What needs to be done
Extract all lines that hold "this" from the records below.

─── Exercise input

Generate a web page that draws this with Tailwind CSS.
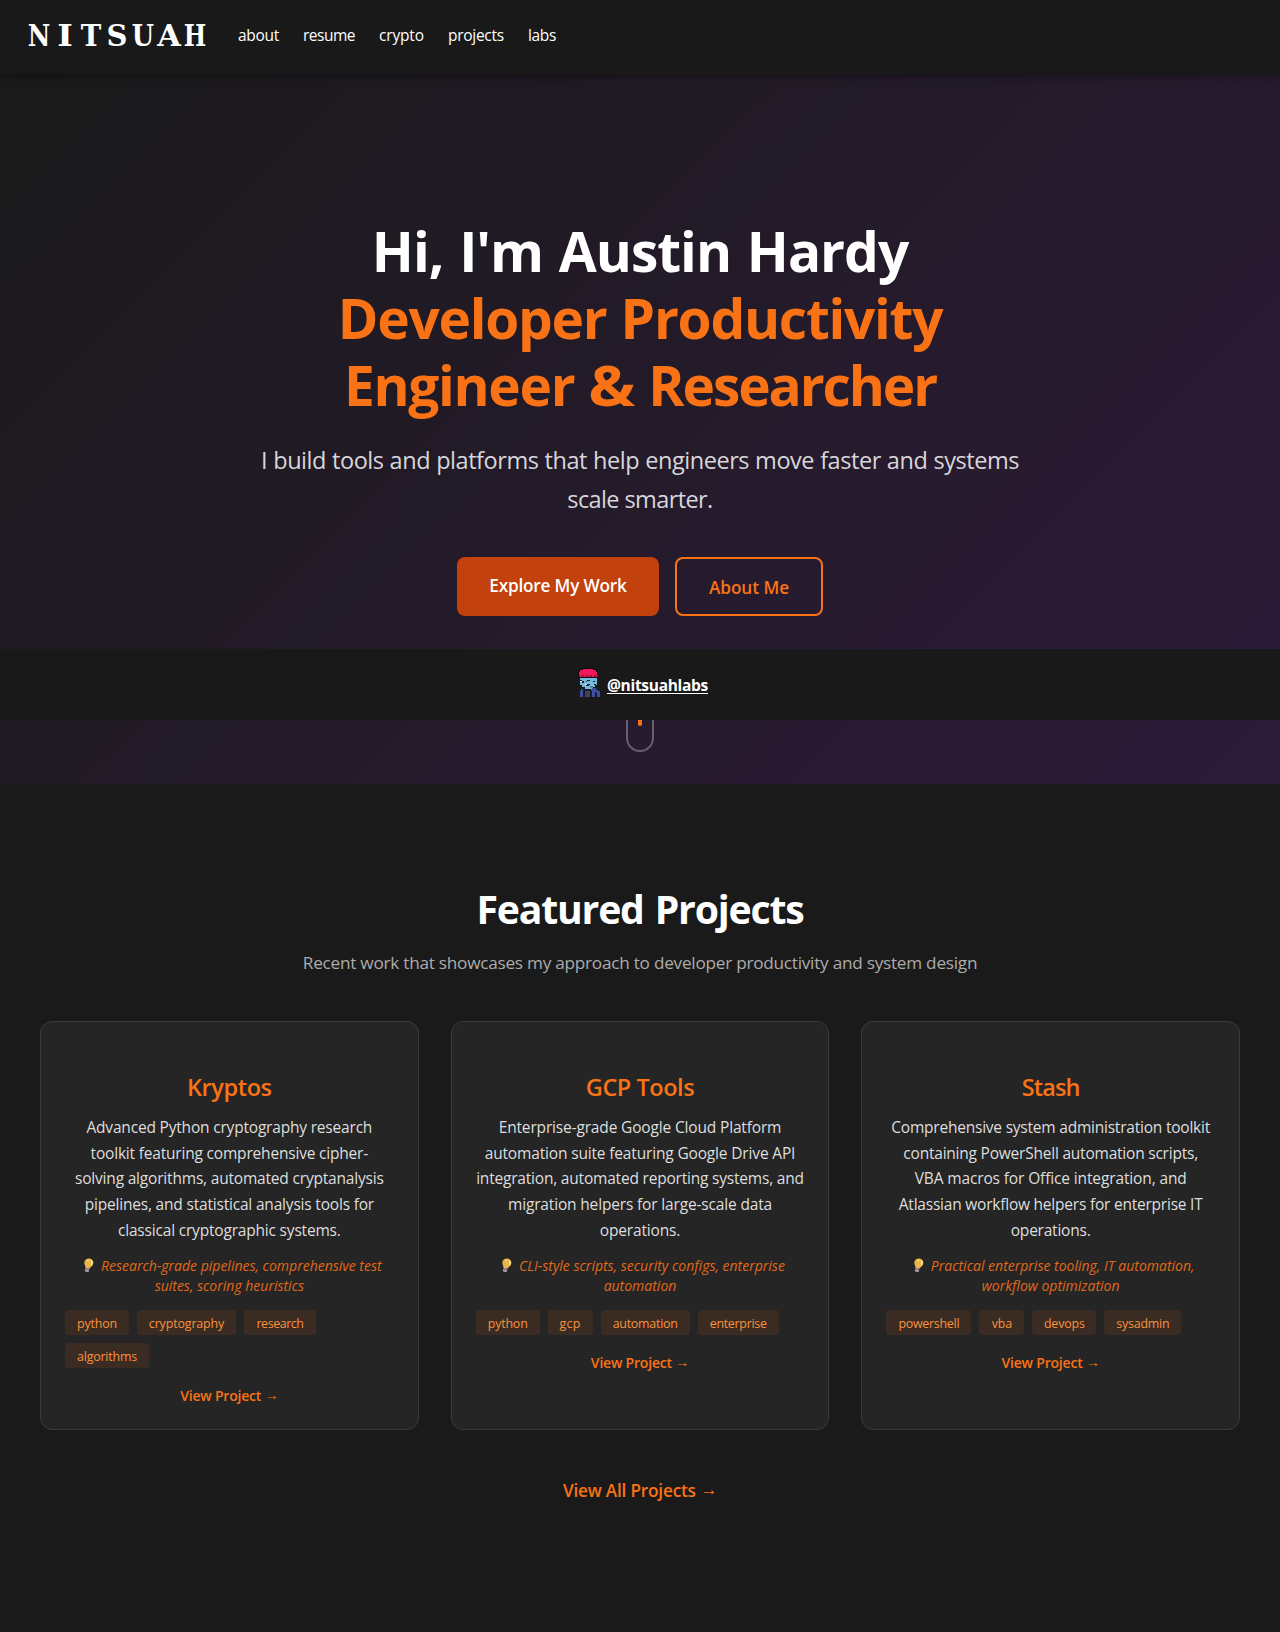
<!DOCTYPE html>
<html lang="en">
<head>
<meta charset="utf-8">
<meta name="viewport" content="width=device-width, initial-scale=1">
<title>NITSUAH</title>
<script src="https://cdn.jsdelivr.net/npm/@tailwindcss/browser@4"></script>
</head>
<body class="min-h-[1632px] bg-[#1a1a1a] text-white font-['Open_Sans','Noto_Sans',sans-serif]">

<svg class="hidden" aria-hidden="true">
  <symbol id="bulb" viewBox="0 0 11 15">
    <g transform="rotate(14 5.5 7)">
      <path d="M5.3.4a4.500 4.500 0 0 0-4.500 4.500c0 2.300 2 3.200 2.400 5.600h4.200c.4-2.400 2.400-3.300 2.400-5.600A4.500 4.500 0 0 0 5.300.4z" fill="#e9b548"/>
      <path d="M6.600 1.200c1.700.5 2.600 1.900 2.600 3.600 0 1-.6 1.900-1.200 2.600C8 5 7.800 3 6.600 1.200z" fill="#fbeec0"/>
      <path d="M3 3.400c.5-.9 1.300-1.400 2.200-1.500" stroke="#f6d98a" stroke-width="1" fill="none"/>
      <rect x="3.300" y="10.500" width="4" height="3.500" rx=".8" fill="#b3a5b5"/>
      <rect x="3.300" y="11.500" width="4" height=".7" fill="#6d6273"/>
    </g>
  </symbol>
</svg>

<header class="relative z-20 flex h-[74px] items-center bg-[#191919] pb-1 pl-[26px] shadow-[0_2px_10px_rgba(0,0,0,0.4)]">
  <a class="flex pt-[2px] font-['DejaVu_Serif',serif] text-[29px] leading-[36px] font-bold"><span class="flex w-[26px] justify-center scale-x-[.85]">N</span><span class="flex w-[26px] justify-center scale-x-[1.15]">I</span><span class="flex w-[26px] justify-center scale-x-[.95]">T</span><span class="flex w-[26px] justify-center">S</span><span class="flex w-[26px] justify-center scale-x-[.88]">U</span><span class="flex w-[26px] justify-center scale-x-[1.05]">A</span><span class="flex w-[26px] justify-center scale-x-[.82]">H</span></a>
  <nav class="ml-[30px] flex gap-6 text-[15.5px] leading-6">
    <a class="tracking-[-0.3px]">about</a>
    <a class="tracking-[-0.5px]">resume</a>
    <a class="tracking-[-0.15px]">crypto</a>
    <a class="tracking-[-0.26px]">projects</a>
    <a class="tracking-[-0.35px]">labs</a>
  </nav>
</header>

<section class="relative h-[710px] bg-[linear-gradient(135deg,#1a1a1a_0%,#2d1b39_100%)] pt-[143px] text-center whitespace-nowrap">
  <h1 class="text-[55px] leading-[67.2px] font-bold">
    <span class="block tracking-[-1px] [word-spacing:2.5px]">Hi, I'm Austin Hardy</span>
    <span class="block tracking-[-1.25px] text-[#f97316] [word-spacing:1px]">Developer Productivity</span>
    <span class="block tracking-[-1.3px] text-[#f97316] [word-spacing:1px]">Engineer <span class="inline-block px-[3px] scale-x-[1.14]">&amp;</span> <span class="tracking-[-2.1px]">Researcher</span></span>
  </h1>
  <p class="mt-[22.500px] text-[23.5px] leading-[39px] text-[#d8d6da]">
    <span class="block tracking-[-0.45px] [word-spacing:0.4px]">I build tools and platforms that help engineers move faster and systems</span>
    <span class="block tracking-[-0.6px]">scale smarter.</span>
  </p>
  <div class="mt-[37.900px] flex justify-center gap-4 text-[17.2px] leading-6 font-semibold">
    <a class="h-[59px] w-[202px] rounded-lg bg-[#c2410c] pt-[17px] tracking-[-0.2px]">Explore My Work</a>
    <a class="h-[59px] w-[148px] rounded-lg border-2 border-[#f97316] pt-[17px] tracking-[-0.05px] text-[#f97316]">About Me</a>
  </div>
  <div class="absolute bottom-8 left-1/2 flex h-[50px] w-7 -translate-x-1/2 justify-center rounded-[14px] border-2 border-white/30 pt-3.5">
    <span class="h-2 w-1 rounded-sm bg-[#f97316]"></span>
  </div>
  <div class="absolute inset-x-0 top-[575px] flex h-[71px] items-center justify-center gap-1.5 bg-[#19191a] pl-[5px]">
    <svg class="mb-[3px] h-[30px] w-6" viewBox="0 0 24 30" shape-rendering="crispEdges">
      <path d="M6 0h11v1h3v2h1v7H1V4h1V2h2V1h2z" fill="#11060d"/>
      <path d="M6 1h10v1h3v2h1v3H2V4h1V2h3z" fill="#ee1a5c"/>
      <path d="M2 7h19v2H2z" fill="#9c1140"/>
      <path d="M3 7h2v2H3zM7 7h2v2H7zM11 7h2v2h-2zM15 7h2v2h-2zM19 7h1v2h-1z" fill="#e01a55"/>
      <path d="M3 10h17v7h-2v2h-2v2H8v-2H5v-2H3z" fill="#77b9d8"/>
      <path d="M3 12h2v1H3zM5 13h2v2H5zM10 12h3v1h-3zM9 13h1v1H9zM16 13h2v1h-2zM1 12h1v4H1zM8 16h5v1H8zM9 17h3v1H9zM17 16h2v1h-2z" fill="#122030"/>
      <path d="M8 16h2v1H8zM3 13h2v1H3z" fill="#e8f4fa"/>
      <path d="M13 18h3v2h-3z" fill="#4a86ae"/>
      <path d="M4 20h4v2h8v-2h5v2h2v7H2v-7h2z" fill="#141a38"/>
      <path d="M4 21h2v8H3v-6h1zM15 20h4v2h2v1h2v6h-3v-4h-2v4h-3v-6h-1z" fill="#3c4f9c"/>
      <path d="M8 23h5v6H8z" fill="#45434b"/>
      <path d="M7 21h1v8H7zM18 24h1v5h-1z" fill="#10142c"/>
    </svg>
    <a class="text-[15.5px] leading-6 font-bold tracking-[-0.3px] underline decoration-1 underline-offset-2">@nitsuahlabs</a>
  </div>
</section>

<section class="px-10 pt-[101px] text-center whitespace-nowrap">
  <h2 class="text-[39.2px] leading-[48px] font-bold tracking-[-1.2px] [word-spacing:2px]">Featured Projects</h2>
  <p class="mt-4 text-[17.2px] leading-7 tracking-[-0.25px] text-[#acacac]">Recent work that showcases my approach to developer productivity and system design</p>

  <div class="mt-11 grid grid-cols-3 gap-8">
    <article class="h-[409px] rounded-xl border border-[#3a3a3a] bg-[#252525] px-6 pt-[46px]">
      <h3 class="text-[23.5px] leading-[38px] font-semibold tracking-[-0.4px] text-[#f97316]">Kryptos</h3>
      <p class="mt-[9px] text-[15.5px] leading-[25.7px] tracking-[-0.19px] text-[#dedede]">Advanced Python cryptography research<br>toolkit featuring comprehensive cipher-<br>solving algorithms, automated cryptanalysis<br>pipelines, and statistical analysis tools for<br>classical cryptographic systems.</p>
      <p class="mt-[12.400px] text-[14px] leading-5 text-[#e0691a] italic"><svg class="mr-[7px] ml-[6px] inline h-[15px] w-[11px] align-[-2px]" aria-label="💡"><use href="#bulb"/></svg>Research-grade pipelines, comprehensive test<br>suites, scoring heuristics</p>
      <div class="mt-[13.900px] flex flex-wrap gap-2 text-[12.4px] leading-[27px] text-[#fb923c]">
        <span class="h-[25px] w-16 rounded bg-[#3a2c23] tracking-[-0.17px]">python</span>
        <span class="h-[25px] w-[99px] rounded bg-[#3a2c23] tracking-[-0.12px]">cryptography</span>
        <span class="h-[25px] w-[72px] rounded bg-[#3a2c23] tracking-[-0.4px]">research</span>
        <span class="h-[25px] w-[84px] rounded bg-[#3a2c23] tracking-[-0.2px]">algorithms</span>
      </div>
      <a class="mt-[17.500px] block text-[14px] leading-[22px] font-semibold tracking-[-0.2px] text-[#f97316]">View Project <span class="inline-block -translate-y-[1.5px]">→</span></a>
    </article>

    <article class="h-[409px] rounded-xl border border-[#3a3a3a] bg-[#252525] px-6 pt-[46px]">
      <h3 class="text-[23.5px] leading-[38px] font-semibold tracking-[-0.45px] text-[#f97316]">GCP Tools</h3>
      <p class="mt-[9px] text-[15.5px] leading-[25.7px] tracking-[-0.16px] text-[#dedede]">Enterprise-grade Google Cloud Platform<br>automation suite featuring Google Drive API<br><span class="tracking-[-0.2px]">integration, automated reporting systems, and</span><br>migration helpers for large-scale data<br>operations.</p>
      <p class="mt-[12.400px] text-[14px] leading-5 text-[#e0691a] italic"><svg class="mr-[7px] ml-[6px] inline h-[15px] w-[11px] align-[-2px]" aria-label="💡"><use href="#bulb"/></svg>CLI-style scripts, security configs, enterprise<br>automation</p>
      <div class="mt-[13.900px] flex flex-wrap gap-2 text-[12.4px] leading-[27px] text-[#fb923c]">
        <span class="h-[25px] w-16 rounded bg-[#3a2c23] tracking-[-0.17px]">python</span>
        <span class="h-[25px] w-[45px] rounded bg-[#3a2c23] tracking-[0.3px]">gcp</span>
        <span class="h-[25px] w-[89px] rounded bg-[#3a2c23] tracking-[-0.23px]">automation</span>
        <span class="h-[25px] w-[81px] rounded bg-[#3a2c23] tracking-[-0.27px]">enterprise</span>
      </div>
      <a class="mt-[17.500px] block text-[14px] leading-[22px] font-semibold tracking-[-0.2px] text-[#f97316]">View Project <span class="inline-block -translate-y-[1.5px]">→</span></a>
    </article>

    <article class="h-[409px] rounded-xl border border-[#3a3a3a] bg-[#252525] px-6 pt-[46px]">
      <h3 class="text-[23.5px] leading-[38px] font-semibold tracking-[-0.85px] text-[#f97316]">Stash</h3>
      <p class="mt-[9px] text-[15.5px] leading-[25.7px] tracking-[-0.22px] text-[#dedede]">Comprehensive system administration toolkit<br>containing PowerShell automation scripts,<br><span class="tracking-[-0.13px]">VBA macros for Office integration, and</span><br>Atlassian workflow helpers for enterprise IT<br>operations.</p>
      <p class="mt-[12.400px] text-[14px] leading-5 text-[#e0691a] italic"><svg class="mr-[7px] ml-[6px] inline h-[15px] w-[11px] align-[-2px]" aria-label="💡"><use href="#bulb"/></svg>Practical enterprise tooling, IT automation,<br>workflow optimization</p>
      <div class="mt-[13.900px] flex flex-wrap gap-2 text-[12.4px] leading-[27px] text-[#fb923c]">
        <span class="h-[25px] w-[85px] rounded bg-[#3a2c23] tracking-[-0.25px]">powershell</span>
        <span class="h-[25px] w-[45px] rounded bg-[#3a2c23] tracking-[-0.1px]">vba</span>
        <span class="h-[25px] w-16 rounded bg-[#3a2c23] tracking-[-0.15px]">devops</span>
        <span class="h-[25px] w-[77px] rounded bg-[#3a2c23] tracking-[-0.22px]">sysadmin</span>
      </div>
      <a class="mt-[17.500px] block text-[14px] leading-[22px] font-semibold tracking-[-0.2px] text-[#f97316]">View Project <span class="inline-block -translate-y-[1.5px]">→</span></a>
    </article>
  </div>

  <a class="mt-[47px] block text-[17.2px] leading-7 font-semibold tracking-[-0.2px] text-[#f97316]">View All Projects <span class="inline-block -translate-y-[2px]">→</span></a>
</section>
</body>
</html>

──────
─── Exercise input

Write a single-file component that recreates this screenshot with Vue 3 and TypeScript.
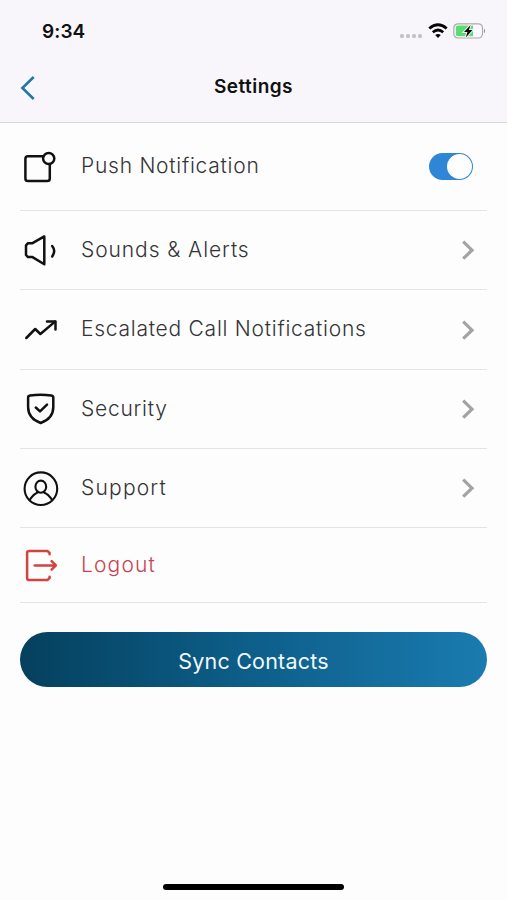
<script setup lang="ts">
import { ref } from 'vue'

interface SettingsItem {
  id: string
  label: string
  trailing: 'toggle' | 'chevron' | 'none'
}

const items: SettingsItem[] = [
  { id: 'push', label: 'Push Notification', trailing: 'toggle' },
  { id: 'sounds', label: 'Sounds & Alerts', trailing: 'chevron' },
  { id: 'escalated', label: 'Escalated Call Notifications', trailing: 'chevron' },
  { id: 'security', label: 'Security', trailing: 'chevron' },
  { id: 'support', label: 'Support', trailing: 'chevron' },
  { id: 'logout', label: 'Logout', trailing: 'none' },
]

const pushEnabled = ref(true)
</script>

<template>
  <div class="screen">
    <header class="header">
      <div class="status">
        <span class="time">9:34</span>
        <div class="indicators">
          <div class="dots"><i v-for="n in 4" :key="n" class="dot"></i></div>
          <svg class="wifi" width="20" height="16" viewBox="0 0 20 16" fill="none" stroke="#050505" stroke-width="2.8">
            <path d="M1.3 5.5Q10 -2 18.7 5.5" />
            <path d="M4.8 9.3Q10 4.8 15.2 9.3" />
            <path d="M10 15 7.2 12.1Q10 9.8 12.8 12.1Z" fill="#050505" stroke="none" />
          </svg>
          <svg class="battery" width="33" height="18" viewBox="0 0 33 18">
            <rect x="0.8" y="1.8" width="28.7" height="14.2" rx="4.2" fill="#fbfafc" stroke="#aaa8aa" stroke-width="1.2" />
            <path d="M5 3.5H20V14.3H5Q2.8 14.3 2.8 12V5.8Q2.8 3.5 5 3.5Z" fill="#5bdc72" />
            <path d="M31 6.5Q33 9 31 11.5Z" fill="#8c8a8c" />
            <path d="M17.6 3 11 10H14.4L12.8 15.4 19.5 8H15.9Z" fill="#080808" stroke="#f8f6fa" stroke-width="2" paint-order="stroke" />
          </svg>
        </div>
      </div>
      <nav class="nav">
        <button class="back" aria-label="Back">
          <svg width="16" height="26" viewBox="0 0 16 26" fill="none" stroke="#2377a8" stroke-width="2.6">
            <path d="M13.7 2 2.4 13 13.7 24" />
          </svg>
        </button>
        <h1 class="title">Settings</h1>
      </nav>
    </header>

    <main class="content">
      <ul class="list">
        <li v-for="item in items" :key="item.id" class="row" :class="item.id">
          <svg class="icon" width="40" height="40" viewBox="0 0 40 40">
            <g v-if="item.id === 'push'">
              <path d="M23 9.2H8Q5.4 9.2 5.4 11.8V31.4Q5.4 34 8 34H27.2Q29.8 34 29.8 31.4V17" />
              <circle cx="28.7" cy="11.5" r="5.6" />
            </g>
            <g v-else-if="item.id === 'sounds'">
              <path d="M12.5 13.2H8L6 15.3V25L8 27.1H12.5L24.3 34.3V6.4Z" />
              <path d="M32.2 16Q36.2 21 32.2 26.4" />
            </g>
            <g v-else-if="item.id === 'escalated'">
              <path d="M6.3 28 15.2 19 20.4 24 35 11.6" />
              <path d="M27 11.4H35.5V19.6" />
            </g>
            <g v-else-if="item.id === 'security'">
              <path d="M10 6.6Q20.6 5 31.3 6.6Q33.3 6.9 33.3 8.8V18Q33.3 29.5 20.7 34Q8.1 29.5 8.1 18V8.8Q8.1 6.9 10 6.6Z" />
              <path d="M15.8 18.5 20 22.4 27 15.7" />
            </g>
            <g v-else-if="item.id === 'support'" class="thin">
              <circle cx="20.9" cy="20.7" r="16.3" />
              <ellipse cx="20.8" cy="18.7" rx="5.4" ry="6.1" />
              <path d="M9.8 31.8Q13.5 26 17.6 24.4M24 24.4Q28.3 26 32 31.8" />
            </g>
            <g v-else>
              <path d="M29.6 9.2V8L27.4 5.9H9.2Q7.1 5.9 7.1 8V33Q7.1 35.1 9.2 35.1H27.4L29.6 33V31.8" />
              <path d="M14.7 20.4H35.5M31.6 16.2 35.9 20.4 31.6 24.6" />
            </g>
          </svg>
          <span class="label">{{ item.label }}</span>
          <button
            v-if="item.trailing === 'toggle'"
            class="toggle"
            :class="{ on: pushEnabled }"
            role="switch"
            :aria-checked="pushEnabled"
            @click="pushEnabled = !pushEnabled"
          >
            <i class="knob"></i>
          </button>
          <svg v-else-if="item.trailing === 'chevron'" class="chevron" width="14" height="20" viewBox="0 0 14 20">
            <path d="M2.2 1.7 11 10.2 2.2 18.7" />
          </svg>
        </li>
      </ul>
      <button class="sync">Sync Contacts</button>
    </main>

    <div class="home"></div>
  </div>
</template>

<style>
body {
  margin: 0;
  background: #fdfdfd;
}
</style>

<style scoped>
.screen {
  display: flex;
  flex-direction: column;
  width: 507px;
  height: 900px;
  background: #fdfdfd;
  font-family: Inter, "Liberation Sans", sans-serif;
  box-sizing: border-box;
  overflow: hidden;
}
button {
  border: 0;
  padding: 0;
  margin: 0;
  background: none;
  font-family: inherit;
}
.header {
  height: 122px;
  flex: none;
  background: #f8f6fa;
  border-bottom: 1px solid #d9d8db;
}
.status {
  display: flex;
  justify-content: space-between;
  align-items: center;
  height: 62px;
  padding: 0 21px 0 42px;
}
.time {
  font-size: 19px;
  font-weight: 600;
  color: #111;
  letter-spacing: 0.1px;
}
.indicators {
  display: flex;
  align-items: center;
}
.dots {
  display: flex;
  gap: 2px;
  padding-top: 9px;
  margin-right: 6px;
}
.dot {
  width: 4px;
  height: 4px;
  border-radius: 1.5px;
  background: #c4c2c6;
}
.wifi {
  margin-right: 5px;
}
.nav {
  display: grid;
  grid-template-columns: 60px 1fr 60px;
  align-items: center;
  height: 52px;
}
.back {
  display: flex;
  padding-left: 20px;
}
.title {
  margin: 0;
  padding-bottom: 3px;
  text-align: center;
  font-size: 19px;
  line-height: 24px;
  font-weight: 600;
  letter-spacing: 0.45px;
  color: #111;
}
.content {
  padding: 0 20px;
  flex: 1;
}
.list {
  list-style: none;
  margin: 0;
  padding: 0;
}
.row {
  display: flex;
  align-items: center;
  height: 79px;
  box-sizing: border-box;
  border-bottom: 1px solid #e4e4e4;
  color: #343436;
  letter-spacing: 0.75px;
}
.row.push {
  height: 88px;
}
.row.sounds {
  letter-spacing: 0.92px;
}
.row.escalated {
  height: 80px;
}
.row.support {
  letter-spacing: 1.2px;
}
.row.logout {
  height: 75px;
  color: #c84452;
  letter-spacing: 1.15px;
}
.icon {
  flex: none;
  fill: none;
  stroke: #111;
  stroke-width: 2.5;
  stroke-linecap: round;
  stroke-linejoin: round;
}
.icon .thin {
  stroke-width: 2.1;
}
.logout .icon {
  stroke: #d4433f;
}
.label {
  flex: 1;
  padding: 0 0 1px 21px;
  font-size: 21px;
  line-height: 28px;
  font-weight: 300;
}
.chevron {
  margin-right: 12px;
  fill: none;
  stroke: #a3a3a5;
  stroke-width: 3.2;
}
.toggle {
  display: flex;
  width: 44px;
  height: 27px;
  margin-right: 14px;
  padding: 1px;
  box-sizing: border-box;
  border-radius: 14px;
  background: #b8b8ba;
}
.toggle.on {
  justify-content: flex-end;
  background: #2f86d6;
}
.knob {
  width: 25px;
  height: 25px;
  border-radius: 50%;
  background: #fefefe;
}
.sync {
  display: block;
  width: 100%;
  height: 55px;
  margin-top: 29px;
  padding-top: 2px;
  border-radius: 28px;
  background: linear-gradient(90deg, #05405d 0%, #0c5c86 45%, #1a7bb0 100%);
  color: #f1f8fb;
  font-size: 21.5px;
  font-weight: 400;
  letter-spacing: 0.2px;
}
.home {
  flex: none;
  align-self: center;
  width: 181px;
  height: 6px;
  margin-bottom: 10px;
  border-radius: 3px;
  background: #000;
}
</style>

──────

Problem solution
Generate a web page that draws this with Tailwind CSS.
Write a single-file component that recreates this screenshot with Vue 3 and TypeScript.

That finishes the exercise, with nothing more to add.